In this case it was shown to the trial court that accused had engaged in a course of conduct and behavior which had resulted in his being charged with the offense of murder in the first degree in Conway County. Furthermore, the record reflects that local authorities in Conway County were apprehensive as to confinement of the accused in the local jail, in view of appellant's known acts of violence and homicidal tendencies. At the hearing for revocation of the suspended sentence, the details of the alleged murder, for which appellant was subsequently convicted, were brought to the attention of the trial court.

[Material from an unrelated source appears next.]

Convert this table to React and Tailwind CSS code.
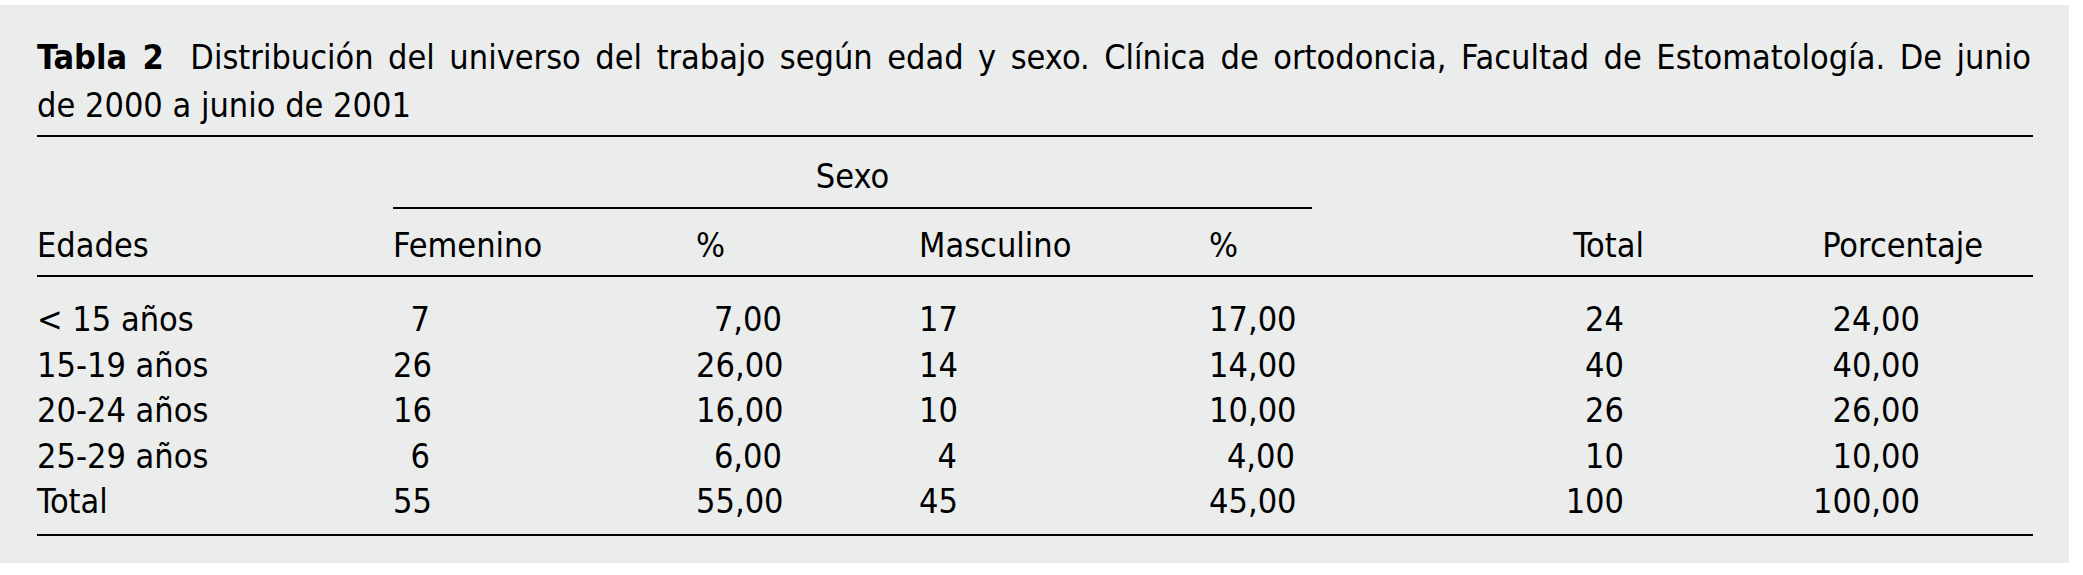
import React from "react";

const rows = [
  ["< 15 años", "7", "7,00", "17", "17,00", "24", "24,00"],
  ["15-19 años", "26", "26,00", "14", "14,00", "40", "40,00"],
  ["20-24 años", "16", "16,00", "10", "10,00", "26", "26,00"],
  ["25-29 años", "6", "6,00", "4", "4,00", "10", "10,00"],
  ["Total", "55", "55,00", "45", "45,00", "100", "100,00"],
];

// right padding per column so numbers line up like the printed table
const pads = ["", "pr-[266px]", "pr-[137px]", "pr-[252px]", "pr-[17px]", "pr-[20px]", "pr-[113px]"];

const App = () => {
  return (
    <div className="w-[2083px] h-[575px] bg-white pt-[5px]">
      <div
        className="w-[2069px] h-[558px] bg-[#ebecec] pt-[33px] px-[37px] text-black text-[34px]"
        style={{ fontFamily: '"DejaVu Sans Condensed", "Liberation Sans Narrow", "DejaVu Sans", sans-serif' }}
      >
        <div className="w-[1994px] leading-[48px] -mt-[5px]">
          {/* first line of the caption is justified to the full width */}
          <div className="whitespace-nowrap text-justify [text-align-last:justify]">
            <span className="font-bold mr-[12px]">Tabla 2</span> Distribución del universo del trabajo según edad y sexo. Clínica de ortodoncia, Facultad de Estomatología. De junio
          </div>
          <div className="whitespace-nowrap">de 2000 a junio de 2001</div>
        </div>

        <div className="w-[1996px] mt-[6px] border-t-2 border-black">
          {/* Sexo group header */}
          <div className="grid grid-cols-[356px_919px_721px] pt-[19px]">
            <div />
            <div className="text-center leading-[40px] pb-[11px] border-b-2 border-black">Sexo</div>
            <div />
          </div>

          {/* column headers */}
          <div className="grid grid-cols-[356px_303px_223px_290px_103px_332px_389px] leading-[40px] pt-[16px] pb-[10px] border-b-2 border-black">
            <div>Edades</div>
            <div className="whitespace-nowrap">Femenino</div>
            <div>%</div>
            <div className="whitespace-nowrap">Masculino</div>
            <div>%</div>
            <div className="text-right">Total</div>
            <div className="text-right pr-[50px]">Porcentaje</div>
          </div>

          {/* data */}
          <div className="pt-[20px] pb-[9px] border-b-2 border-black">
            {rows.map((r) => (
              <div
                key={r[0]}
                className="grid grid-cols-[356px_303px_223px_290px_103px_332px_389px] leading-[45.5px]"
              >
                {r.map((cell, i) => (
                  <div key={i} className={i === 0 ? "whitespace-nowrap" : `text-right ${pads[i]}`}>
                    {cell}
                  </div>
                ))}
              </div>
            ))}
          </div>
        </div>
      </div>
    </div>
  );
};

export default App;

Since the principal test in revocation proceedings is the interests of society generally along with the interests of the accused, the action of the trial court in revoking appellant's suspended sentence upon the information before the court was not inconsistent with the best interests of society or of appellant. We conclude, therefore, that the trial court did not abuse its discretion in dismissing appellant's petition for a writ of habeas corpus.

Finding no merit in any of the contentions of appellant, the judgment of the trial court is affirmed.